Tasks that today seem impossible for machines, he suggests, may become routine sooner than the public expects.
At the heart of Bengio’s warning is a simple economic reality: once automated systems become cheaper, more reliable, and more scalable than human labor, businesses will face overwhelming financial incentives to adopt them.
That calculus applies across industries and job categories, regardless of the social consequences.
Under that framework, Bengio argues, widespread job displacement is not a hypothetical scenario but an eventual inevitability.
The technology will only get smarter as more firms lean on AI and eventually robots, too, he said.
“As companies are deploying more and more robots, they will be collecting more and more data,” Bengio said when asked whether AI will replace all human workers.
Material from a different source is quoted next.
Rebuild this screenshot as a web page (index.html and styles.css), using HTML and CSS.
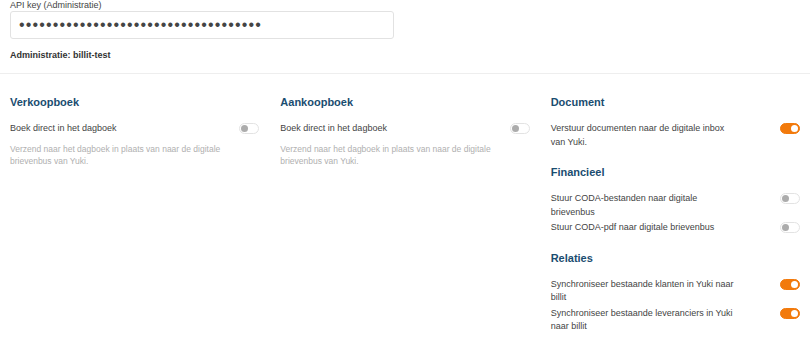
FILE: index.html
```html
<!DOCTYPE html>
<html lang="nl">

<head>
    <meta charset="UTF-8">
    <meta name="viewport" content="width=device-width, initial-scale=1.0">
    <title>Yuki koppeling</title>
    <link rel="stylesheet" href="styles.css">
</head>

<body>
    <div class="connection">
        <label for="api-key">API key (Administratie)</label>
        <input type="password" id="api-key" value="abcdefghijklmnopqrstuvwxyz0123456789" readonly>
        <div class="administration">Administratie: billit-test</div>
    </div>

    <div class="settings">
        <div class="column">
            <div class="section">
                <h3>Verkoopboek</h3>
                <div class="setting">
                    <span class="setting-label">Boek direct in het dagboek</span>
                    <span class="toggle"></span>
                </div>
                <div class="setting-help">
                    Verzend naar het dagboek in plaats van naar de digitale brievenbus van Yuki.
                </div>
            </div>
        </div>

        <div class="column">
            <div class="section">
                <h3>Aankoopboek</h3>
                <div class="setting">
                    <span class="setting-label">Boek direct in het dagboek</span>
                    <span class="toggle"></span>
                </div>
                <div class="setting-help">
                    Verzend naar het dagboek in plaats van naar de digitale brievenbus van Yuki.
                </div>
            </div>
        </div>

        <div class="column">
            <div class="section">
                <h3>Document</h3>
                <div class="setting">
                    <span class="setting-label">Verstuur documenten naar de digitale inbox van Yuki.</span>
                    <span class="toggle on"></span>
                </div>
            </div>
            <div class="section">
                <h3>Financieel</h3>
                <div class="setting">
                    <span class="setting-label">Stuur CODA-bestanden naar digitale brievenbus</span>
                    <span class="toggle"></span>
                </div>
                <div class="setting">
                    <span class="setting-label">Stuur CODA-pdf naar digitale brievenbus</span>
                    <span class="toggle"></span>
                </div>
            </div>
            <div class="section">
                <h3>Relaties</h3>
                <div class="setting">
                    <span class="setting-label">Synchroniseer bestaande klanten in Yuki naar billit</span>
                    <span class="toggle on"></span>
                </div>
                <div class="setting">
                    <span class="setting-label">Synchroniseer bestaande leveranciers in Yuki naar billit</span>
                    <span class="toggle on"></span>
                </div>
            </div>
        </div>
    </div>
</body>

</html>
```

FILE: styles.css
```css
body {
    margin: 0;
    font-family: "Liberation Sans", Arial, sans-serif;
    color: #444;
    background: #fff;
}

.connection {
    padding: 0 10px 12px;
    border-bottom: 1px solid #eee;
}

.connection label {
    display: block;
    font-size: 9px;
    line-height: 11px;
    color: #444;
}

.connection input {
    display: block;
    width: 384px;
    height: 28px;
    box-sizing: border-box;
    border: 1px solid #e2e2e2;
    border-radius: 3px;
    padding: 0 8px;
    font-family: "Liberation Sans", Arial, sans-serif;
    font-size: 16px;
    letter-spacing: 1.15px;
    color: #444;
    outline: none;
}

.administration {
    margin-top: 11px;
    font-size: 9px;
    line-height: 11px;
    font-weight: bold;
    color: #333;
}

.settings {
    display: flex;
    gap: 21px;
    padding: 21px 10px 0;
}

.column {
    flex: 1;
    display: flex;
    flex-direction: column;
    gap: 14px;
}

.section h3 {
    margin: 0 0 13px;
    font-size: 11px;
    line-height: 14px;
    color: #1a4d70;
}

.setting {
    display: flex;
    justify-content: space-between;
    align-items: flex-start;
    margin-bottom: 2px;
}

.setting-label {
    width: 75%;
    font-size: 9px;
    line-height: 13.5px;
    color: #444;
}

.setting-help {
    margin-top: 7px;
    font-size: 8.5px;
    line-height: 12px;
    color: #b0b0b0;
}

.toggle {
    position: relative;
    width: 20px;
    height: 11px;
    margin-top: 1px;
    box-sizing: border-box;
    border: 1px solid #e3e3e3;
    border-radius: 6px;
    background: #fff;
}

.toggle::after {
    content: "";
    position: absolute;
    top: 1px;
    left: 1px;
    width: 7px;
    height: 7px;
    border-radius: 50%;
    background: #acacac;
}

.toggle.on {
    border-color: #f27a0c;
    background: #f27a0c;
}

.toggle.on::after {
    left: auto;
    right: 1px;
    background: #fff;
}
```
“So eventually, it’s going to happen.”
Even young people trying to outsmart automation by ditching degrees or upskilling into trade jobs are destined for the same dead end.
“So if you do a physical job—as Geoffrey Hinton is often saying, you should be a plumber or something—it’s going to take more time [for AI to replace your job], but I think it’s only a temporary thing.”
Such a shift carries far-reaching implications.
If both white-collar professions and blue-collar trades face long-term automation risk, long-standing assumptions about career stability, including the belief that learning a trade offers reliable protection from economic disruption, may no longer hold true.
Education models, workforce planning, and the broader meaning of work itself could be forced to undergo fundamental change.
Bengio does not present a single policy prescription but stresses the urgency of preparing for a future in which traditional employment may no longer serve as the primary foundation of economic security.
Debates over universal basic income, expanded safety net models, and large-scale retraining programs have become more common as governments attempt to anticipate the fallout, although there remains little agreement over how such systems would be funded or implemented.
Critics of Bengio’s outlook point to earlier technological revolutions, arguing that innovation historically created more jobs than it eliminated, even if transitions were difficult.
They contend that AI will augment human work rather than replace it entirely, generating new roles that do not yet exist.
Bengio acknowledges that historical precedent, but cautions that artificial intelligence represents a fundamentally different class of technology, one capable of competing with both human cognitive abilities and physical labor simultaneously.
He and other AI researchers warn that dismissing that distinction could leave societies unprepared for the most disruptive labor transformation in modern history.